One of the reasons a high-end French restaurant like Le Bec Fin was able to open in Philadelphia in the 1970s was a generation of foodies grew up watching Julia Child on television.
“Watching Julia’s shows as a child were the first cooking shows I ever watched,” said chef Kathy Gold, owner of In The Kitchen Cooking School. “I was really being brought up in a household where no one ever cooked. It was the first time I realized that food could be brilliant and beautiful and delicious. And fun.”
This Wednesday is the 100th anniversary of the birth of Julia Child, the woman who popularized French cooking in America, and arguably television’s most beloved cooking personality. She died in 2004.
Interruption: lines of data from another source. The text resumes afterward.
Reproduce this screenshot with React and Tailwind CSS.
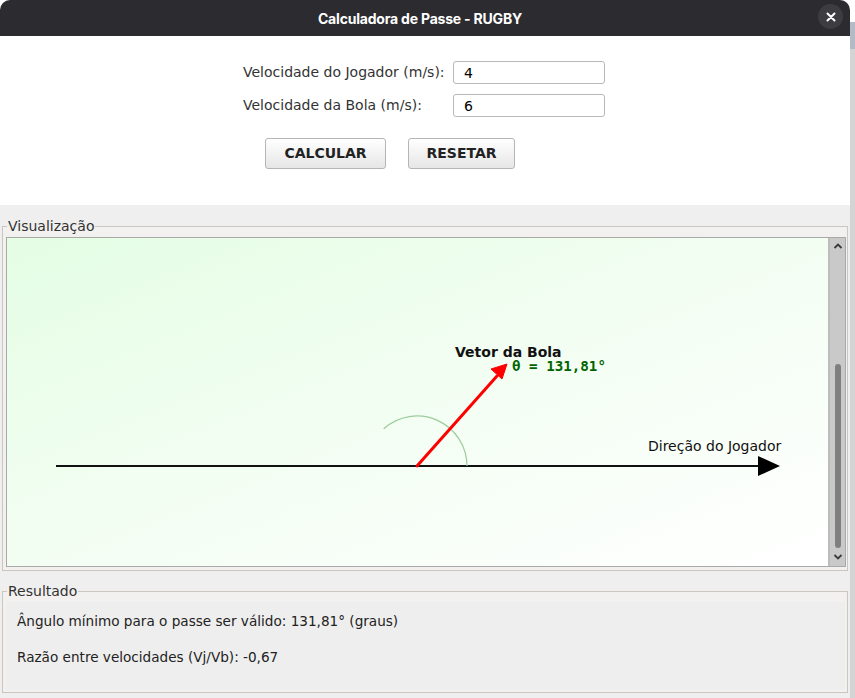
import React from "react";

/* ------------ Title Bar ------------ */
const TitleBar = () => {
  return (
    <div className="relative h-[36px] shrink-0 bg-[#2c2b2f] flex items-center justify-center">
      <span className="text-white text-[14px] font-bold font-['Inter',sans-serif] tracking-[-0.2px] pr-[10px]">
        Calculadora de Passe - RUGBY
      </span>
      <div className="absolute right-[7px] top-[4px] w-[25px] h-[25px] rounded-full bg-[#3d3c41] flex items-center justify-center">
        <svg width="10" height="10" viewBox="0 0 10 10">
          <path d="M1.5 1.5 L8.5 8.5 M8.5 1.5 L1.5 8.5" stroke="#ffffff" strokeWidth="2" strokeLinecap="round" />
        </svg>
      </div>
    </div>
  );
};

/* ------------ Form ------------ */
const Field = ({ label, value }) => {
  return (
    <div className="flex items-center">
      <span className="w-[210px] text-[#333333]">{label}</span>
      <input
        readOnly
        defaultValue={value}
        className="w-[152px] h-[23px] border border-[#b9b9b9] rounded-[3px] bg-white px-[10px] text-[14px] text-black outline-none font-['DejaVu_Sans',sans-serif]"
      />
    </div>
  );
};

const Button = ({ children, width }) => {
  return (
    <button
      className={`${width} h-[31px] rounded-[3px] border border-[#b5b5b5] bg-gradient-to-b from-white to-[#e6e6e6] text-[14px] font-bold text-[#222222] font-['DejaVu_Sans',sans-serif]`}
    >
      {children}
    </button>
  );
};

/* ------------ Drawing ------------ */
const Drawing = () => {
  return (
    <svg width="820" height="328" viewBox="0 0 820 328" className="block">
      {/* player direction */}
      <line x1="49" y1="228" x2="753" y2="228" stroke="#111111" strokeWidth="2.2" />
      <polygon points="751,218 773,228 751,238" fill="#000000" />
      <text x="641" y="213" fontFamily="DejaVu Sans, sans-serif" fontSize="14" fill="#111111">
        Direção do Jogador
      </text>

      {/* angle arc */}
      <path d="M 460 228 A 50 50 0 0 0 376.7 190.7" fill="none" stroke="#9ccc9c" strokeWidth="1.2" />

      {/* ball vector */}
      <line x1="410" y1="228" x2="490" y2="138" stroke="#ff0000" strokeWidth="3" strokeLinecap="round" />
      <polygon points="500,126 495,141 484,131" fill="#ff0000" stroke="#ff0000" strokeWidth="1" strokeLinejoin="round" />
      <text x="448" y="119" fontFamily="DejaVu Sans, sans-serif" fontSize="14" fontWeight="bold" fill="#111111">
        Vetor da Bola
      </text>
      <text x="505" y="133" fontFamily="DejaVu Sans Mono, monospace" fontSize="14.2" fontWeight="bold" fill="#006400">
        θ = 131,81°
      </text>
    </svg>
  );
};

const ScrollBar = () => {
  return (
    <div className="w-[17px] shrink-0 bg-[#c9c9c9] border-l-2 border-[#bcbcbc] flex flex-col items-center">
      <svg width="12" height="16" viewBox="0 0 12 16" className="shrink-0">
        <path d="M2.5 10 L6 6.5 L9.5 10" fill="none" stroke="#3a3a3a" strokeWidth="1.8" />
      </svg>
      <div className="flex-1 flex flex-col justify-end pb-[2px]">
        <div className="w-[6px] h-[184px] rounded-full bg-[#7f7f7f]"></div>
      </div>
      <svg width="12" height="16" viewBox="0 0 12 16" className="shrink-0">
        <path d="M2.5 5 L6 8.5 L9.5 5" fill="none" stroke="#3a3a3a" strokeWidth="1.8" />
      </svg>
    </div>
  );
};

const App = () => {
  return (
    <div className="w-[855px] h-[698px] overflow-hidden bg-white flex font-['DejaVu_Sans',sans-serif] text-[14px]">
      <div className="w-[850px] h-full flex flex-col rounded-t-[10px] overflow-hidden bg-[#efefef]">
        <TitleBar />

        {/* Inputs */}
        <div className="h-[169px] shrink-0 bg-white pl-[243px] pt-[25px]">
          <div className="flex flex-col gap-[10px]">
            <Field label="Velocidade do Jogador (m/s):" value="4" />
            <Field label="Velocidade da Bola (m/s):" value="6" />
          </div>
          <div className="flex gap-[22px] pl-[22px] mt-[21px]">
            <Button width="w-[121px]">CALCULAR</Button>
            <Button width="w-[107px]">RESETAR</Button>
          </div>
        </div>

        {/* Lower area */}
        <div className="flex-1 px-[2px] pt-[13px] bg-[#efefef]">
          <fieldset className="border border-[#cbc6c0] bg-[#f2f1f0] pl-[3px] pr-[1px] pb-[3px] pt-[2px]">
            <legend className="ml-[1px] px-[1px] leading-[17px] text-[#333333]">Visualização</legend>
            <div className="h-[330px] border border-[#a9a9a9] flex">
              <div className="flex-1 bg-gradient-to-br from-[#e4fde4] via-[#f3fef3] to-white overflow-hidden">
                <Drawing />
              </div>
              <ScrollBar />
            </div>
          </fieldset>

          <fieldset className="mt-[12px] border border-[#cbc6c0] bg-[#f2f1f0] pl-[3px] pr-[2px] pb-[2px] pt-[2px]">
            <legend className="ml-[1px] px-[1px] leading-[17px] text-[#333333]">Resultado</legend>
            <div className="h-[88px] bg-[#eeeeee] pl-[11px] pt-[10px] flex flex-col gap-[18px] text-[#222222] text-[13.6px] leading-[18px]">
              <span>Ângulo mínimo para o passe ser válido: 131,81° (graus)</span>
              <span>Razão entre velocidades (Vj/Vb): -0,67</span>
            </div>
          </fieldset>
        </div>
      </div>

      {/* backdrop strip */}
      <div className="w-[5px] h-full flex flex-col">
        <div className="h-[22px] bg-white"></div>
        <div className="h-[27px] bg-[#b3bcc6]"></div>
        <div className="flex-1 bg-[#d4d4d4]"></div>
      </div>
    </div>
  );
};

export default App;
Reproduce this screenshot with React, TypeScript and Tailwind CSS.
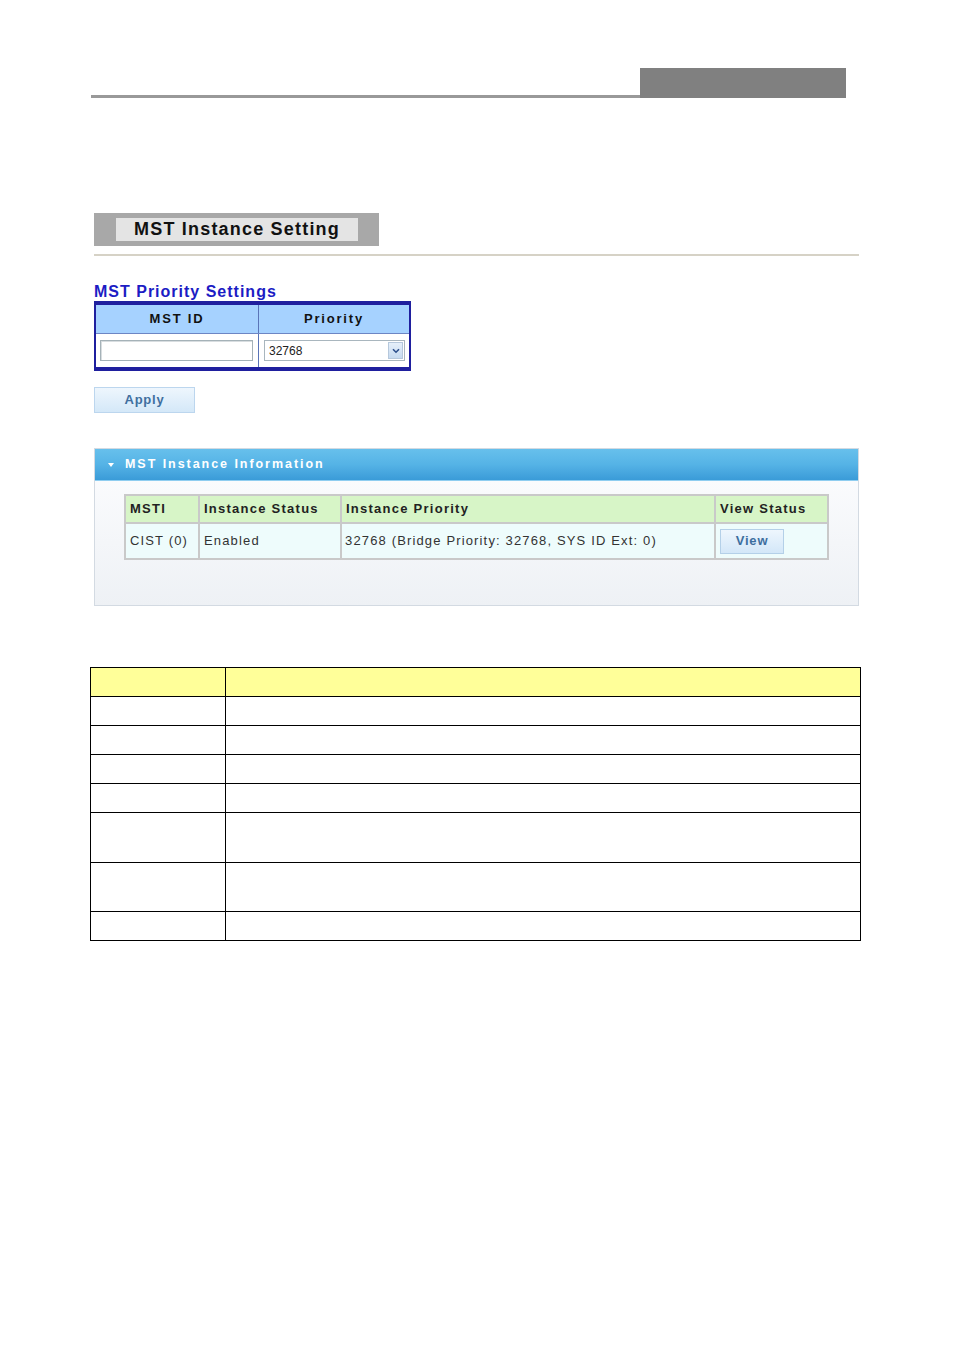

To mark the occasion, area restaurants are featuring special French menus. Le Bec Fin is offering a French tasting menu (including French onion soup, ratatouille, and lobster Americaine) until Wednesday, when it throws a birthday dinner featuring crepes suzette.
Talula’s Table, a relatively new restaurant in Washington Square specializing in locavore cuisine, is offering a French tasting menu all week, including omelet with caviar, a summer bouillabaisse, and truffled hen.
Over the weekend, Les Dames d’Escoffier, a society of women chefs, held a potluck dinner for themselves. Members swapped dishes from Child’s groundbreaking cookbook, “Mastering the Art of French Cooking,” and stories about Child.
Dame Adrienne Abramson remembers a chance meeting with Child at a food convention in 1990.
“I told her how much food meant to me, and how sorry I was that I took a different path — not working, and I was taking care of my children,” recalled Abramson. “She said, ‘With such passion, you need to do something with food, because life is nothing without passion.'”
Just in time for her centenary, a biography of Child has just been published by Alfred A. Knopf, “Dearie.”